There is that saying: "You can take people out of the slums but you can't take the slums out of the people."

So let's run with this assumption that some folks never change...what affect does urban gentrification have on this population? It would displace those folks who would then follow the path of least resistance to the next agreeable neighborhood. However, it seems this dispersal is likely to be less centralized since there are many neighborhoods that are declining due to their age and due to the traditional life cycle of a neighborhood. Roy east of 2700 West, Sunset, parts of old Clearfield, the Ron Claire neighborhood in Ogden, old Riverdale, ect.

So the next question is: is this dispersal necessarily a bad thing? In my opinion, having a geographic concentration of the disadvantaged in the sheer masses that have occupied Ogden does a great disservice to that population.

Particularly in the context of the LDS Ward system, this is is a huge hindrance to the welfare of the people.

Normally you would like to see those that have time and resources helping those that are in need. In Downtown Ogden, the ratio of helper-to-needy is very lean and so you have alot of people that need help going without it. Having served in church capacities dealing with welfare, I can tell you that it was often like triage at a bus crash.

Perhaps having some of our needy population relocate to more traditional suburban settings would allow for them to receive the help they need since there will be resources there to match the demand.
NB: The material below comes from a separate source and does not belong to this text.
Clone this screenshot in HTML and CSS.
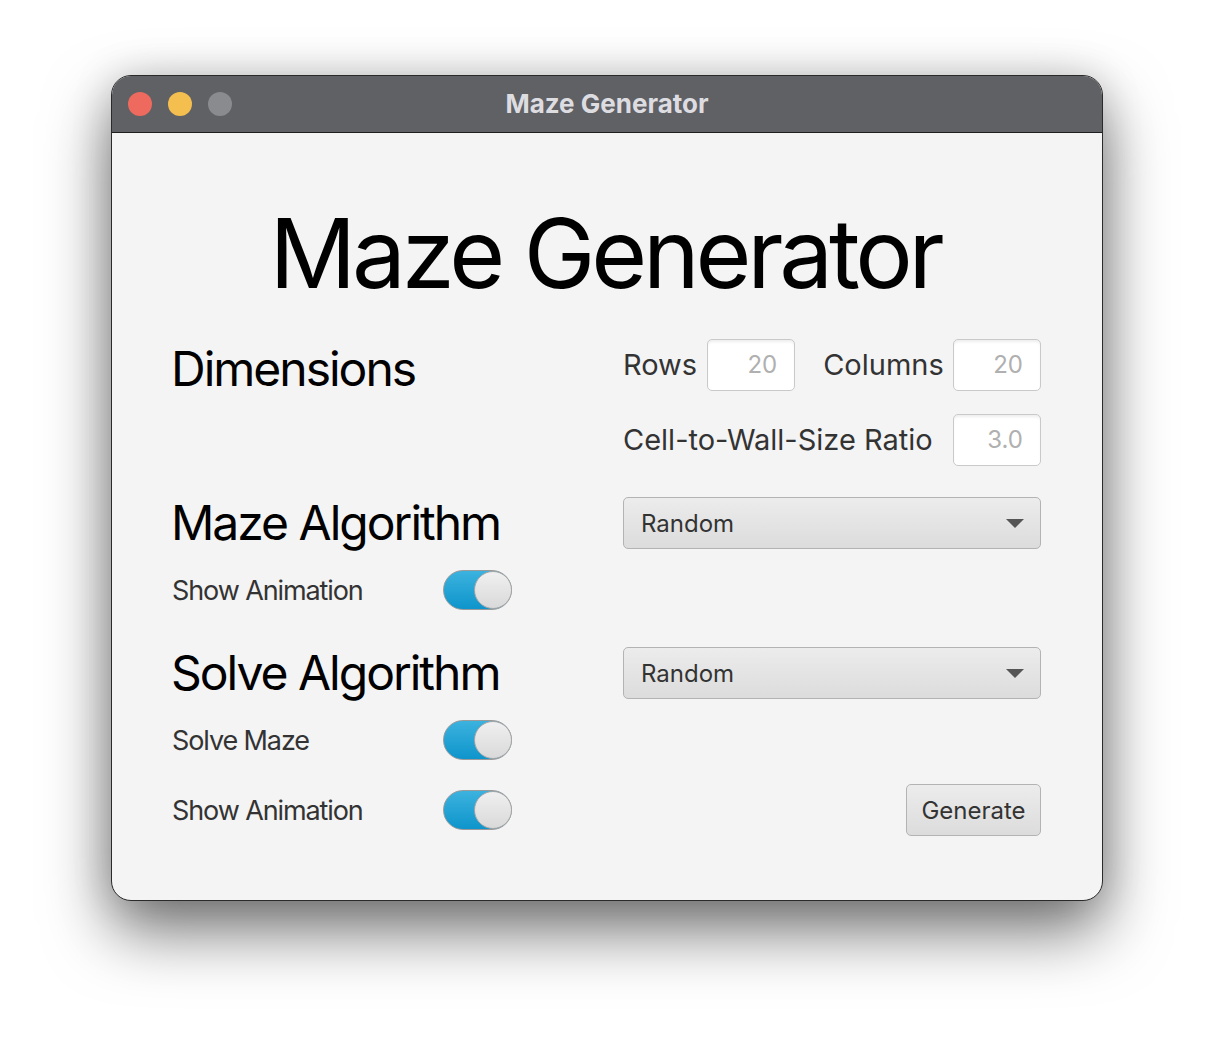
FILE: index.html
```html
<!DOCTYPE html>
<html>
<head>
<meta charset="utf-8">
<title>Maze Generator</title>
<link rel="stylesheet" href="styles.css">
</head>
<body>
<div class="window">
  <div class="titlebar">
    <div class="lights">
      <span class="light red"></span>
      <span class="light yellow"></span>
      <span class="light gray"></span>
    </div>
    <div class="wintitle">Maze Generator</div>
  </div>
  <div class="content">
    <h1 class="heading">Maze Generator</h1>

    <div class="row row-a">
      <div class="left"><h2 class="section">Dimensions</h2></div>
      <div class="right fields">
        <span class="label">Rows</span>
        <div class="field f-rows">20</div>
        <span class="label lbl-cols">Columns</span>
        <div class="field">20</div>
      </div>
    </div>

    <div class="row row-b">
      <div class="left"></div>
      <div class="right fields">
        <span class="label">Cell-to-Wall-Size Ratio</span>
        <div class="field">3.0</div>
      </div>
    </div>

    <div class="row row-c">
      <div class="left"><h2 class="section">Maze Algorithm</h2></div>
      <div class="right">
        <div class="combo"><span>Random</span><span class="arrow"></span></div>
      </div>
    </div>

    <div class="row row-d">
      <div class="left opt">
        <span class="optlabel">Show Animation</span>
        <span class="toggle"><span class="thumb"></span></span>
      </div>
      <div class="right"></div>
    </div>

    <div class="row row-e">
      <div class="left"><h2 class="section">Solve Algorithm</h2></div>
      <div class="right">
        <div class="combo"><span>Random</span><span class="arrow"></span></div>
      </div>
    </div>

    <div class="row row-f">
      <div class="left opt">
        <span class="optlabel">Solve Maze</span>
        <span class="toggle"><span class="thumb"></span></span>
      </div>
      <div class="right"></div>
    </div>

    <div class="row row-g">
      <div class="left opt">
        <span class="optlabel">Show Animation</span>
        <span class="toggle"><span class="thumb"></span></span>
      </div>
      <div class="right btnwrap">
        <button class="btn">Generate</button>
      </div>
    </div>
  </div>
</div>
</body>
</html>
```

FILE: styles.css
```css
* { box-sizing: border-box; }
html, body { margin: 0; padding: 0; }
body {
  width: 1214px;
  height: 1048px;
  background: #ffffff;
  font-family: Inter, "Noto Sans", "DejaVu Sans", sans-serif;
  overflow: hidden;
  padding: 75px 0 0 111px;
}
.window {
  width: 992px;
  height: 826px;
  border: 1px solid #2a2a2a;
  border-radius: 20px;
  overflow: hidden;
  background: #f4f4f4;
  box-shadow: 0 30px 65px rgba(0,0,0,0.55), 0 0 40px rgba(0,0,0,0.15);
  display: flex;
  flex-direction: column;
}
.titlebar {
  height: 57px;
  flex: 0 0 57px;
  background: #606165;
  border-bottom: 1px solid #1e1e1e;
  display: flex;
  align-items: center;
  position: relative;
}
.lights {
  display: flex;
  gap: 16px;
  padding-left: 16px;
}
.light {
  width: 24px;
  height: 24px;
  border-radius: 50%;
  display: block;
}
.red { background: #ee6a5e; }
.yellow { background: #f5bf4f; }
.gray { background: #8a8b8f; }
.wintitle {
  position: absolute;
  left: 0; right: 0;
  top: 0; bottom: 0;
  display: flex;
  align-items: center;
  justify-content: center;
  color: #dddde1;
  font-weight: 700;
  font-size: 26px;
  padding-bottom: 1px;
}
.content {
  flex: 1;
  padding: 0 61px 0 61px;
  display: flex;
  flex-direction: column;
}
.heading {
  margin: 72px 0 0 0;
  font-size: 96px;
  font-weight: 400;
  line-height: 96px;
  height: 96px;
  text-align: center;
  color: #000;
  letter-spacing: -4.2px;
  padding-right: 4px;
}
.row {
  display: flex;
  align-items: center;
}
.left {
  width: 450px;
  flex: 0 0 450px;
  display: flex;
  align-items: center;
}
.right {
  flex: 1;
  display: flex;
  align-items: center;
}
.row-a { margin-top: 38px; height: 52px; align-items: flex-start; }
.row-b { margin-top: 23px; height: 52px; }
.row-c { margin-top: 31px; height: 52px; }
.row-d { margin-top: 21px; height: 40px; }
.row-e { margin-top: 37px; height: 52px; }
.row-f { margin-top: 21px; height: 40px; }
.row-g { margin-top: 24px; height: 52px; }

.section {
  margin: 0 0 0 -2px;
  font-size: 48px;
  font-weight: 400;
  line-height: 52px;
  color: #000;
  letter-spacing: -2px;
}
.row-a .section { margin-top: 4px; }

.fields { justify-content: flex-start; }
.label {
  font-size: 29px;
  color: #333;
  letter-spacing: 0;
  line-height: 52px;
}
.field {
  width: 88px;
  height: 52px;
  margin-left: auto;
  background: #fff;
  border: 1.5px solid #c9c9c9;
  border-radius: 5px;
  box-shadow: inset 0 3px 3px -1px rgba(0,0,0,0.07);
  color: #b0b0b0;
  font-size: 24px;
  text-align: right;
  padding-right: 17px;
  line-height: 49px;
}
.f-rows { margin-left: 10px; margin-right: 28px; }

.combo {
  width: 100%;
  height: 52px;
  border: 1.5px solid #b3b3b3;
  border-radius: 5px;
  background: linear-gradient(#ececec, #dcdcdc);
  display: flex;
  align-items: center;
  justify-content: space-between;
  padding: 0 16px 0 17px;
  font-size: 24px;
  color: #333;
}
.arrow {
  width: 0; height: 0;
  border-left: 9px solid transparent;
  border-right: 9px solid transparent;
  border-top: 9px solid #555;
  margin-top: 1px;
}

.opt { justify-content: space-between; padding-right: 111px; }
.optlabel {
  font-size: 27px;
  color: #333;
  letter-spacing: -1.1px;
  margin-left: -1px;
}
.toggle {
  width: 69px;
  height: 40px;
  border-radius: 20px;
  border: 1.5px solid #9a9a9a;
  background: linear-gradient(#3cb2de, #0e95cb);
  display: flex;
  align-items: center;
  justify-content: flex-end;
}
.thumb {
  width: 38px;
  height: 38px;
  border-radius: 50%;
  background: linear-gradient(#f0f0f0, #d9d9d9);
  border: 1px solid #a8a8a8;
  display: block;
  margin-right: -0.5px;
}
.btnwrap { justify-content: flex-end; }
.btn {
  width: 135px;
  height: 52px;
  border: 1.5px solid #b3b3b3;
  border-radius: 5px;
  background: linear-gradient(#ececec, #dcdcdc);
  font-family: Inter, "Noto Sans", sans-serif;
  font-size: 24px;
  color: #333;
  padding: 0;
}
```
Kristin - Silver Firs Farm said...

I see this is an old post but I ran across it while looking for info on why the Ogden lodge was demolished.
While I agree it was a seedy motel, I find it sad when old buildings which could have been of use are simply bulldozed over instead of repurposed. I understand the church has money to burn, but I think its a darn shame.

Old hotels such as this can be renovated into luxury boutique hotels, offices, retail (I've seen one turned into a fabulous antique/arts mall), so on. You get the idea.

Unless it was in some way structurally compromised, I find it wasteful.